Authorities in Germany and Cyprus shut down fake platforms, seizing luxury items and arresting suspects in a multimillion-dollar scheme.

German and Cypriot authorities launched a sweeping crackdown, conducting raids across 13 locations and arresting four men tied to an alleged $11 million investment fraud scheme, the European Union’s cybercrime agency, Eurojust, reported Thursday.  

As part of the operation, officials seized cash, luxury watches, and two high-end vehicles, while dismantling 13 fake investment platforms. 

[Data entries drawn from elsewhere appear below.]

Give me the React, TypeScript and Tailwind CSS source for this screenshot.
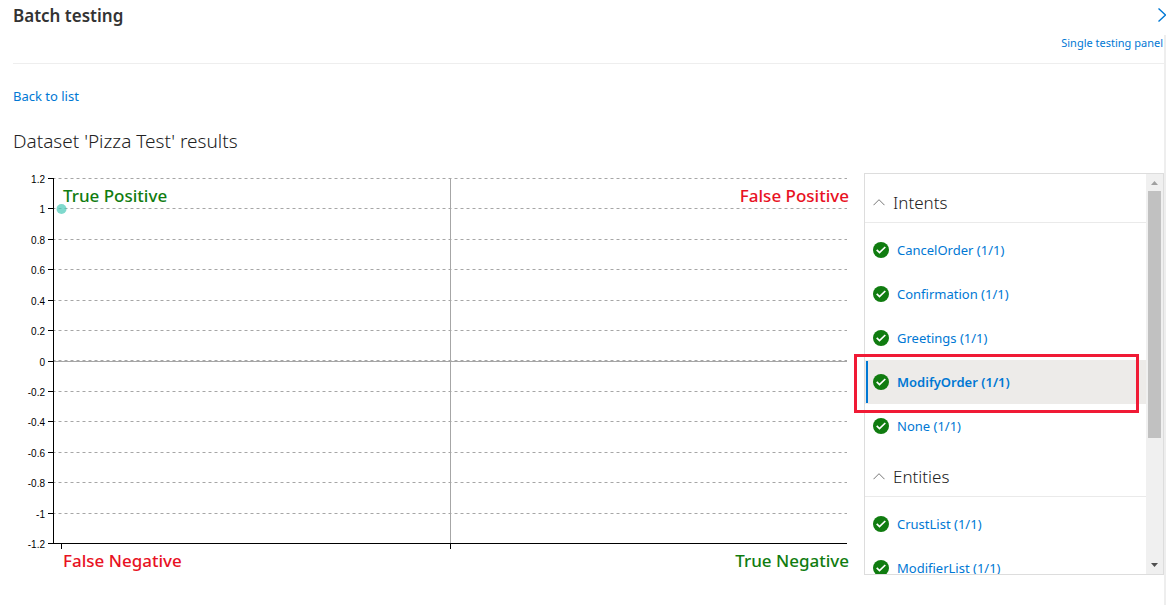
import { useState } from "react";

const TICKS = ["1.2", "1", "0.8", "0.6", "0.4", "0.2", "0", "-0.2", "-0.4", "-0.6", "-0.8", "-1", "-1.2"];
const PLOT_HEIGHT = 365;

const INTENTS = ["CancelOrder", "Confirmation", "Greetings", "ModifyOrder", "None"];
const ENTITIES = ["CrustList", "ModifierList"];

function tickY(index: number) {
  return Math.round((index * PLOT_HEIGHT) / (TICKS.length - 1)) + 0.5;
}

function PassedIcon() {
  return (
    <svg viewBox="0 0 16 16" className="size-4 shrink-0" aria-hidden="true">
      <circle cx="8" cy="8" r="8" fill="#107c10" />
      <path d="M3.7 7.900 6.500 10.600 12.300 5" fill="none" stroke="#fff" strokeWidth="1.7" />
    </svg>
  );
}

function Chart() {
  return (
    <section aria-label="Results chart" className="min-w-0 flex-1 pt-[5px] pl-10">
      <div className="relative mr-[15px]">
        <svg className="block h-[366px] w-[calc(100%-2px)] overflow-visible" shapeRendering="crispEdges">
          {TICKS.map((label, i) => (
            <g key={label}>
              <line
                x1="0"
                x2="100%"
                y1={tickY(i)}
                y2={tickY(i)}
                stroke={i === 12 ? "#000" : "#a6a6a6"}
                strokeDasharray={i === 6 || i === 12 ? undefined : "3 3"}
                strokeDashoffset={0.5}
                shapeRendering={i === 12 ? "crispEdges" : "auto"}
              />
              <line x1="-5" x2="0" y1={tickY(i)} y2={tickY(i)} stroke="#000" />
              <text
                x="-8"
                y={tickY(i) + 4}
                textAnchor="end"
                className="fill-black font-['Liberation_Sans',sans-serif] text-[10px]"
              >
                {label}
              </text>
            </g>
          ))}
          <line
            x1="0"
            x2="100%"
            y1="182.5"
            y2="182.5"
            stroke="#a6a6a6"
            strokeDasharray="3 3"
            strokeDashoffset={0.5}
            shapeRendering="auto"
          />
          <line x1="50%" x2="50%" y1="0" y2="365" stroke="#a6a6a6" />
          <line x1="50%" x2="50%" y1="366" y2="371" stroke="#000" />
          <line x1="8.5" x2="8.5" y1="366" y2="371" stroke="#000" />
          <line x1="0.5" x2="0.5" y1="0" y2="366" stroke="#000" />
          <circle cx="8.5" cy="31" r="5" fill="#48c9b8" fillOpacity="0.7" shapeRendering="auto" />
        </svg>
        <div className="absolute inset-x-0 top-1 flex justify-between pl-[10px] text-[17px] leading-7 font-medium">
          <span className="text-[#107c10]">True Positive</span>
          <span className="text-[#e81123]">False Positive</span>
        </div>
        <div className="flex justify-between pt-[3px] pl-[10px] text-[17px] leading-7 font-medium">
          <span className="text-[#e81123]">False Negative</span>
          <span className="text-[#107c10]">True Negative</span>
        </div>
      </div>
    </section>
  );
}

interface GroupProps {
  title: string;
  items: string[];
  selected: string;
  onSelect: (item: string) => void;
}

function Group({ title, items, selected, onSelect }: GroupProps) {
  const [open, setOpen] = useState(true);
  return (
    <section>
      <h3 className="border-b border-[#eaeaea] pt-4 pb-[6px]">
        <button
          type="button"
          aria-expanded={open}
          onClick={() => setOpen(!open)}
          className="flex w-full items-center gap-2 pl-2 text-left text-[17px] leading-[26px] font-light text-[#222]"
        >
          <svg viewBox="0 0 12 12" className="size-3" fill="none" stroke="#777" aria-hidden="true">
            <path d="M0.5 8.2 6 2.7 11.5 8.2" />
          </svg>
          {title}
        </button>
      </h3>
      {open && (
        <ul className="pt-[5px]">
          {items.map((item) => (
            <li key={item}>
              <button
                type="button"
                onClick={() => onSelect(item)}
                className={
                  item === selected
                    ? "relative flex h-11 w-full items-center gap-2 bg-[#edebe9] pl-2 text-left text-[13px] leading-[21px] font-semibold text-[#0078d4] before:absolute before:inset-y-px before:left-px before:w-[2px] before:bg-[#0078d4]"
                    : "flex h-11 w-full items-center gap-2 pl-2 text-left text-[13px] leading-[21px] text-[#0078d4]"
                }
              >
                <PassedIcon />
                {item} (1/1)
              </button>
            </li>
          ))}
        </ul>
      )}
    </section>
  );
}

function Scrollbar() {
  return (
    <div className="flex w-[17px] shrink-0 flex-col items-center bg-[#f0f0f0]" aria-hidden="true">
      <svg viewBox="0 0 17 17" className="size-[17px]">
        <path d="M5 11h7L8.500 7z" fill="#a0a0a0" />
      </svg>
      <div className="h-[247px] w-[13px] bg-[#c1c1c1]" />
      <svg viewBox="0 0 17 17" className="mt-auto size-[17px]">
        <path d="M5 6h7L8.500 10z" fill="#505050" />
      </svg>
    </div>
  );
}

export default function App() {
  const [selected, setSelected] = useState("ModifyOrder");
  return (
    <main className="flex min-h-screen flex-col overflow-hidden bg-white pl-[13px] font-['Noto_Sans','Open_Sans',sans-serif] text-[#333]">
      <header className="flex h-[35px] items-start justify-between">
        <h1 className="pt-1 text-[17px] leading-6 font-semibold">Batch testing</h1>
        <button type="button" aria-label="Collapse panel" className="pt-2">
          <svg viewBox="0 0 8 14" className="h-[14px] w-2" fill="none" stroke="#0078d4" strokeWidth="1.4">
            <path d="M0.500 0.500 7.500 7 0.500 13.500" />
          </svg>
        </button>
      </header>
      <div className="flex-1 border-r-2 border-[#eee]">
        <div className="border-b border-[#eee] pr-px pb-3 text-right text-[11px] leading-4">
          <a href="#single" className="text-[#0078d4]">Single testing panel</a>
        </div>
        <nav className="mt-[23px] text-[13px] leading-[18px]">
          <a href="#list" className="text-[#0078d4]">Back to list</a>
        </nav>
        <h2 className="mt-[22px] text-[19px] leading-7 font-light text-[#222]">Dataset 'Pizza Test' results</h2>
        <div className="mt-[18px] flex items-start">
          <Chart />
          <aside className="relative w-[300px] shrink-0">
            <div className="flex h-[402px] border border-[#ddd]">
              <div className="min-w-0 flex-1 overflow-hidden">
                <Group title="Intents" items={INTENTS} selected={selected} onSelect={setSelected} />
                <Group title="Entities" items={ENTITIES} selected={selected} onSelect={setSelected} />
              </div>
              <Scrollbar />
            </div>
            <div className="pointer-events-none absolute top-[181px] right-[25px] -left-[10px] h-[59px] border-3 border-[#f01a35]" />
          </aside>
        </div>
      </div>
    </main>
  );
}
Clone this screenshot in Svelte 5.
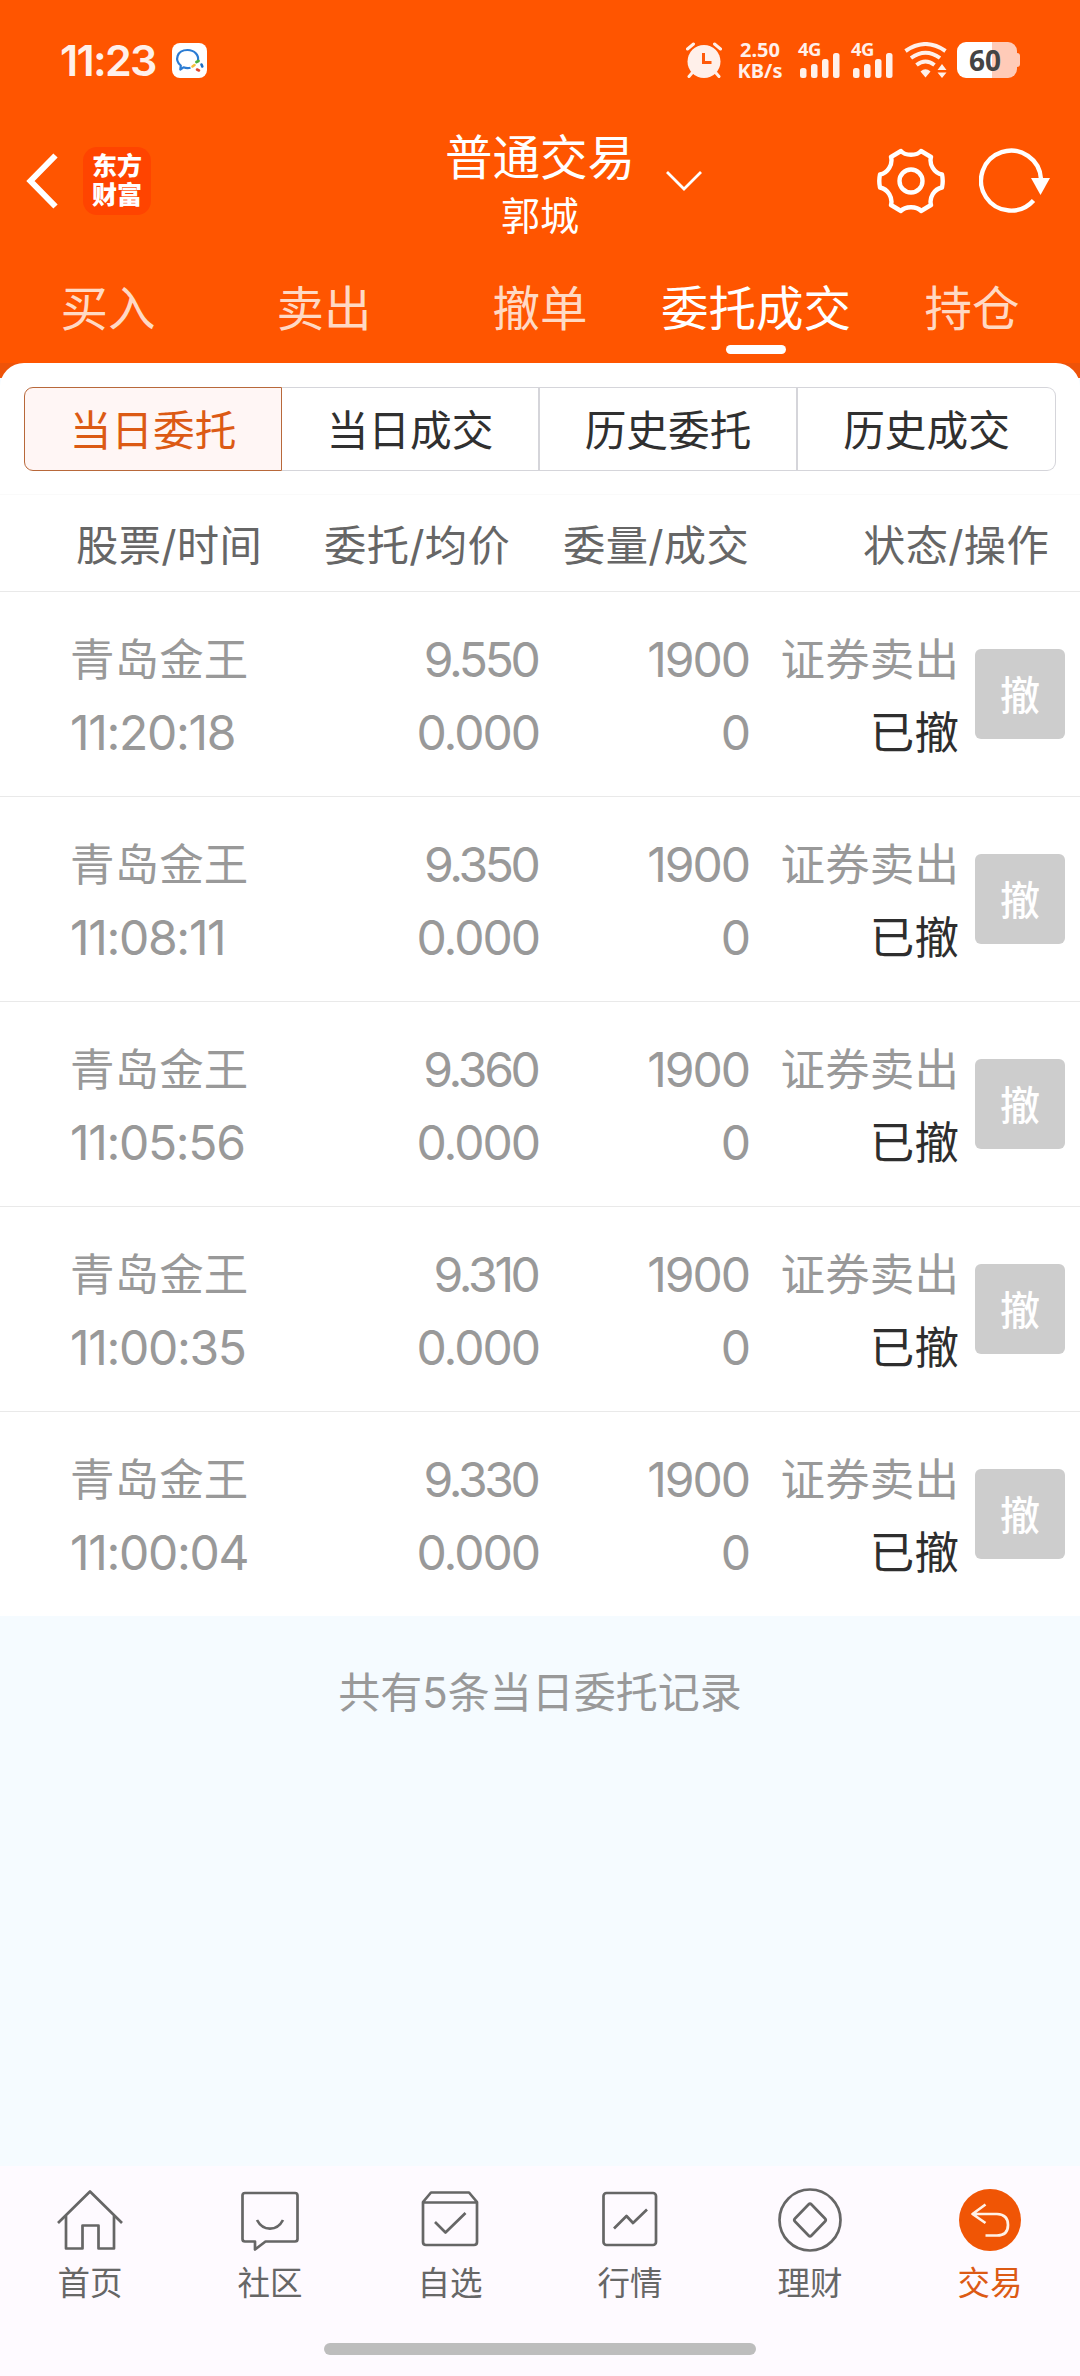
<script>
  const tabs = ['买入', '卖出', '撤单', '委托成交', '持仓'];
  const segments = ['当日委托', '当日成交', '历史委托', '历史成交'];
  const orders = [
    { time: '11:20:18', price: '9.550' },
    { time: '11:08:11', price: '9.350' },
    { time: '11:05:56', price: '9.360' },
    { time: '11:00:35', price: '9.310' },
    { time: '11:00:04', price: '9.330' }
  ];
  const nav = ['首页', '社区', '自选', '行情', '理财', '交易'];
  const activeTab = 3;
  const activeSegment = 0;
  const activeNav = 5;
</script>

{#snippet signal()}
  <div class="signal">
    <span>4G</span>
    <svg width="42" height="26" viewBox="0 0 42 26" fill="#fff0ea">
      <rect x="2" y="16" width="6.5" height="10" rx="2.5" />
      <rect x="13" y="12" width="6.5" height="14" rx="2.5" />
      <rect x="24" y="7" width="6.5" height="19" rx="2.5" />
      <rect x="35" y="1" width="6.5" height="25" rx="2.5" />
    </svg>
  </div>
{/snippet}

<div class="screen">
  <header>
    <div class="status">
      <span class="clock">11:23</span>
      <svg class="wecom" width="35" height="35" viewBox="0 0 35 35" fill="none">
        <rect width="35" height="35" rx="8" fill="#fff" />
        <path d="M18.500 24.800C16 25.500 13.500 25.200 11.500 24.300L8.300 26.500L8.800 22.500C2.500 17.500 4.500 7 15.500 7C22.500 7 27 12 26 17.500" stroke="#2b7cd3" stroke-width="2.200" stroke-linejoin="round" />
        <path d="M24.500 19L26.500 18" stroke="#4caf3c" stroke-width="2.800" stroke-linecap="round" />
        <path d="M29.500 21.500L30.300 23.500" stroke="#1f6fc4" stroke-width="2.600" stroke-linecap="round" />
        <path d="M27 27.500L25 26.500" stroke="#e0482c" stroke-width="2.600" stroke-linecap="round" />
        <path d="M20.500 23.500L22.500 22" stroke="#f6bd3b" stroke-width="2.600" stroke-linecap="round" />
      </svg>
      <div class="indicators">
        <svg width="36" height="36" viewBox="0 0 36 36" fill="none">
          <circle cx="18" cy="19.500" r="16.500" fill="#fff0ea" />
          <path d="M1.500 7L7.500 2M34.500 7L28.500 2M6 31L3 34.500M30 31L33 34.500" stroke="#fff0ea" stroke-width="3" stroke-linecap="round" />
          <path d="M17.500 11V20.500H25.500" stroke="#ff5a0a" stroke-width="3" />
        </svg>
        <div class="speed"><span>2.50</span><span>KB/s</span></div>
        {@render signal()}
        {@render signal()}
        <svg class="wifi" width="43" height="36" viewBox="0 0 43 36" fill="none" stroke="#fff0ea" stroke-width="4">
          <path d="M1.500 9Q21.500 -5 41.500 9" />
          <path d="M7 16Q21.500 5.500 36 16" />
          <path d="M12.500 23Q21.500 16 30.500 23" />
          <path d="M16.500 29.500Q21.500 25 26.500 29.500L21.500 35.500Z" fill="#fff0ea" stroke="none" />
          <path d="M33.500 28L38 22L42.500 28ZM33.500 30.500L38 36L42.500 30.500Z" fill="#fff0ea" stroke="none" />
        </svg>
        <div class="battery"><span>60</span></div>
      </div>
    </div>

    <div class="titlebar">
      <div class="left">
        <svg width="32" height="56" viewBox="0 0 32 56" fill="none" stroke="#fff" stroke-width="6">
          <path d="M29.500 2.500L4.500 28L29.500 53.500" />
        </svg>
        <div class="brand"><span>东方</span><span>财富</span></div>
      </div>
      <div class="title">
        <h1>普通交易</h1>
        <p>郭城</p>
      </div>
      <div class="right">
        <svg class="chevron" width="38" height="22" viewBox="0 0 38 22" fill="none" stroke="#fff" stroke-width="2.800">
          <path d="M2 2L19 19L36 2" />
        </svg>
        <svg class="gear" width="68" height="66" viewBox="0 0 68 66" fill="none" stroke="#fff" stroke-width="4.400" stroke-linejoin="round">
          <path d="M24 3C28 8 40 8 44 3L54 9C52 16 57 25 65 26.500C66 31 66 35 65 39.500C57 41 52 50 54 57L44 63C40 58 28 58 24 63L14 57C16 50 11 41 3 39.500C2 35 2 31 3 26.500C11 25 16 16 14 9Z" />
          <circle cx="34" cy="33" r="11.500" />
        </svg>
        <svg class="reload" width="72" height="66" viewBox="0 0 72 66" fill="none">
          <path d="M54.500 52.500A30 30 0 1 1 62 31" stroke="#fff" stroke-width="4.400" />
          <path d="M52 30H71L61.500 47Z" fill="#fff" />
        </svg>
      </div>
    </div>

    <nav class="tabs">
      {#each tabs as tab, i}
        <span class="tab" class:active={i === activeTab}>{tab}</span>
      {/each}
    </nav>
  </header>

  <main>
    <section class="card">
      <div class="segments">
        {#each segments as segment, i}
          <span class="segment" class:active={i === activeSegment}>{segment}</span>
        {/each}
      </div>
      <div class="grid head">
        <span class="first">股票/时间</span>
        <span>委托/均价</span>
        <span>委量/成交</span>
        <span class="last">状态/操作</span>
      </div>
      {#each orders as order}
        <div class="grid row">
          <div class="cell first"><span class="name">青岛金王</span><span class="time">{order.time}</span></div>
          <div class="cell"><span class="price">{order.price}</span><span>0.000</span></div>
          <div class="cell"><span>1900</span><span>0</span></div>
          <div class="cell state"><span>证券卖出</span><span class="done">已撤</span></div>
          <span class="cancel">撤</span>
        </div>
      {/each}
    </section>
    <p class="summary">共有5条当日委托记录</p>
  </main>

  <footer>
    <div class="items">
      {#each nav as label, i}
        <div class="item" class:active={i === activeNav}>
          <svg width="68" height="68" viewBox="0 0 68 68" fill="none" stroke="#666" stroke-width="2.700" stroke-linejoin="round">
            {#if i === 0}
              <path d="M2 37L34 5.500L66 37" />
              <path d="M10 30V62.500H26.500V39.500H42.500V62.500H58V30" />
            {:else if i === 1}
              <path d="M9 7H59Q61.500 7 61.500 9.500V53Q61.500 55.500 59 55.500H29.500L19 63.500V55.500H9Q6.500 55.500 6.500 53V9.500Q6.500 7 9 7Z" />
              <path d="M21 34C27 45.500 41 45.500 47 34" />
            {:else if i === 2}
              <path d="M7 16L15 6.500H53L61 16V56Q61 59 58 59H10Q7 59 7 56ZM7 16.500H61" />
              <path d="M19 36L29.500 46.500L49.500 27" />
            {:else if i === 3}
              <rect x="7.500" y="7" width="52.500" height="52" rx="3" />
              <path d="M18 42.500L30.500 30L37 37L51 23.500" />
            {:else if i === 4}
              <circle cx="34" cy="34" r="30.500" />
              <path d="M32.500 18.500Q34 17 35.500 18.500L49 32.500Q50.500 34 49 35.500L35.500 49.500Q34 51 32.500 49.500L19 35.500Q17.500 34 19 32.500Z" />
            {:else}
              <circle cx="34" cy="34" r="31" fill="#f05505" stroke="none" />
              <path d="M29.500 18.500L16.500 28L29.500 37M17 28H41Q52 28.500 52 39Q52 49.500 41 49.500H29.500" stroke="#fff1e6" />
            {/if}
          </svg>
          <span>{label}</span>
        </div>
      {/each}
    </div>
    <div class="handle"></div>
  </footer>
</div>

<style>
  :global(body) { margin: 0; }
  * { box-sizing: border-box; }
  svg { display: block; flex: none; }
  .screen {
    display: flex;
    flex-direction: column;
    width: 1080px;
    height: 2376px;
    overflow: hidden;
    background: #f5fbff;
    font-family: Inter, "Noto Sans CJK SC", sans-serif;
  }
  header { height: 363px; background: #ff5500; color: #fff; }

  .status { display: flex; align-items: center; height: 120px; padding: 0 60px; color: #fff0ea; }
  .clock { width: 97px; font-size: 43px; font-weight: 600; letter-spacing: -1.700px; white-space: nowrap; }
  .wecom { margin-left: 15px; }
  .indicators { display: flex; align-items: center; height: 36px; margin-left: auto; }
  .speed {
    display: flex;
    flex-direction: column;
    gap: 1px;
    width: 46px;
    margin: 0 15px;
    text-align: center;
    font: 700 20px/20px "Noto Sans", sans-serif;
  }
  .signal { display: flex; flex-direction: column; width: 42px; height: 36px; margin-right: 11px; }
  .signal span { height: 10px; font: 700 18.500px/14px "Noto Sans", sans-serif; letter-spacing: -0.500px; }
  .wifi { margin-left: 0; }
  .battery {
    position: relative;
    width: 60px;
    height: 36px;
    margin: 0 3px 0 10px;
    padding-left: 12px;
    border-radius: 9px;
    background: linear-gradient(90deg, #fff 35px, #ffcbb8 35px);
    color: #444;
    font: 700 28px/36px "Noto Sans", sans-serif;
  }
  .battery::after {
    content: "";
    position: absolute;
    right: -3px;
    top: 11px;
    width: 3px;
    height: 14px;
    border-radius: 0 3px 3px 0;
    background: #ffcbb8;
  }

  .titlebar { display: grid; grid-template-columns: 1fr auto 1fr; height: 122px; }
  .left, .right { display: flex; align-items: center; }
  .left { gap: 25px; padding-left: 26px; }
  .brand {
    display: flex;
    flex-direction: column;
    justify-content: center;
    width: 68px;
    height: 68px;
    border-radius: 14px;
    background: #ff4400;
    text-align: center;
    font-size: 25px;
    font-weight: 900;
    line-height: 29px;
  }
  .title { padding-top: 8px; text-align: center; }
  h1 { margin: 0 0 3px; font-size: 47.500px; font-weight: 400; line-height: 60px; }
  .title p { margin: 0; font-size: 39px; line-height: 50px; }
  .chevron { margin-left: 30px; }
  .gear { margin-left: auto; }
  .reload { margin: 0 29px 0 34px; }

  .tabs { display: grid; grid-template-columns: repeat(5, 1fr); height: 121px; }
  .tab { position: relative; padding-top: 32px; text-align: center; font-size: 47.500px; line-height: 70px; color: #ffd9c4; }
  .tab.active { color: #fff; }
  .tab.active::after {
    content: "";
    position: absolute;
    left: 78px;
    bottom: 9px;
    width: 60px;
    height: 9px;
    border-radius: 5px;
    background: #fff;
  }

  main { flex: 1; background: linear-gradient(#ee5309 15px, #f5fbff 15px); }
  .card { background: #fff; border-radius: 24px 24px 0 0; padding-top: 24px; }
  .segments { display: grid; grid-template-columns: repeat(4, 258px); height: 84px; margin-left: 24px; }
  .segment {
    height: 84px;
    padding-top: 2px;
    border: 1px solid #d5d5da;
    border-left-width: 0;
    border-right-width: 2px;
    text-align: center;
    font-size: 41.700px;
    line-height: 82px;
    color: #303030;
  }
  .segment:last-child { border-right-width: 1px; border-radius: 0 9px 9px 0; }
  .segment.active {
    border: 1px solid #b8683a;
    border-radius: 9px 0 0 9px;
    background: #fff6f5;
    color: #dc5a14;
  }
  .grid { display: grid; grid-template-columns: 275px 264px 210px 210px 1fr; border-bottom: 1px solid #e9e9e9; }
  .head {
    height: 98px;
    margin-top: 23px;
    padding-right: 31px;
    border-top: 1px solid #fafafa;
    font-size: 42.300px;
    letter-spacing: 0.300px;
    line-height: 101px;
    color: #666;
  }
  .head span { height: 96px; text-align: right; white-space: nowrap; }
  .head .first { padding-right: 13px; }
  .head span:nth-child(2) { padding-right: 29px; }
  .head .last { grid-column: 4 / 6; }
  .row { height: 205px; align-items: center; color: #999; font-size: 48px; }
  .row:last-child { height: 204px; border-bottom: 0; }
  .cell { display: flex; flex-direction: column; padding-top: 3px; text-align: right; line-height: 73px; letter-spacing: -2px; }
  .cell span { height: 73px; white-space: nowrap; }
  .cell.first { padding-left: 70px; text-align: left; }
  .time { letter-spacing: -1.300px; }
  .price { margin-right: 1.400px; letter-spacing: -3.300px; }
  .name, .state { letter-spacing: 0.100px; font-size: 44.500px; }
  .name { line-height: 75px; }
  .state { padding-top: 5px; }
  .done { color: #2e2e2e; }
  .cancel {
    width: 90px;
    height: 90px;
    margin-left: 16px;
    border-radius: 6px;
    background: #cdcdcd;
    color: #fff;
    text-align: center;
    font-size: 40px;
    font-weight: 500;
    line-height: 94px;
  }
  .summary { margin: 0; padding-top: 47px; text-align: center; font-size: 42px; line-height: 60px; color: #999; }

  footer { height: 210px; background: #fefaff; }
  .items { display: grid; grid-template-columns: repeat(6, 180px); height: 177px; padding-top: 20px; }
  .item { display: flex; flex-direction: column; align-items: center; color: #666; font-size: 32.500px; line-height: 48px; }
  .item span { margin-top: 6px; }
  .item.active { color: #dc5a14; }
  .handle { width: 432px; height: 12px; margin: 0 auto; border-radius: 6px; background: #bdbdbd; }
</style>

The suspects reportedly relied on a familiar cybertrading scheme, drawing in investors with promises of high returns through sophisticated websites and polished social media profiles that appeared legitimate. To further build trust, they operated a call center where members of the organized crime group posed as professional trading experts.

Around 170 German investors transferred funds online, lured by fake statistics showing substantial profits—but ultimately lost everything.

The scammers promoted their fraudulent trading platforms on social media, often using fabricated celebrity endorsements and images of luxury items to lure new victims. Although investors were led to believe their money was being invested, the funds never made it beyond the criminals’ control, with victims encouraged to make further payments through deceptive online platforms.

The Bavarian Central Office for the Prosecution of Cybercrime opened the investigation in early 2024, culminating in this international operation to dismantle the fraudulent network.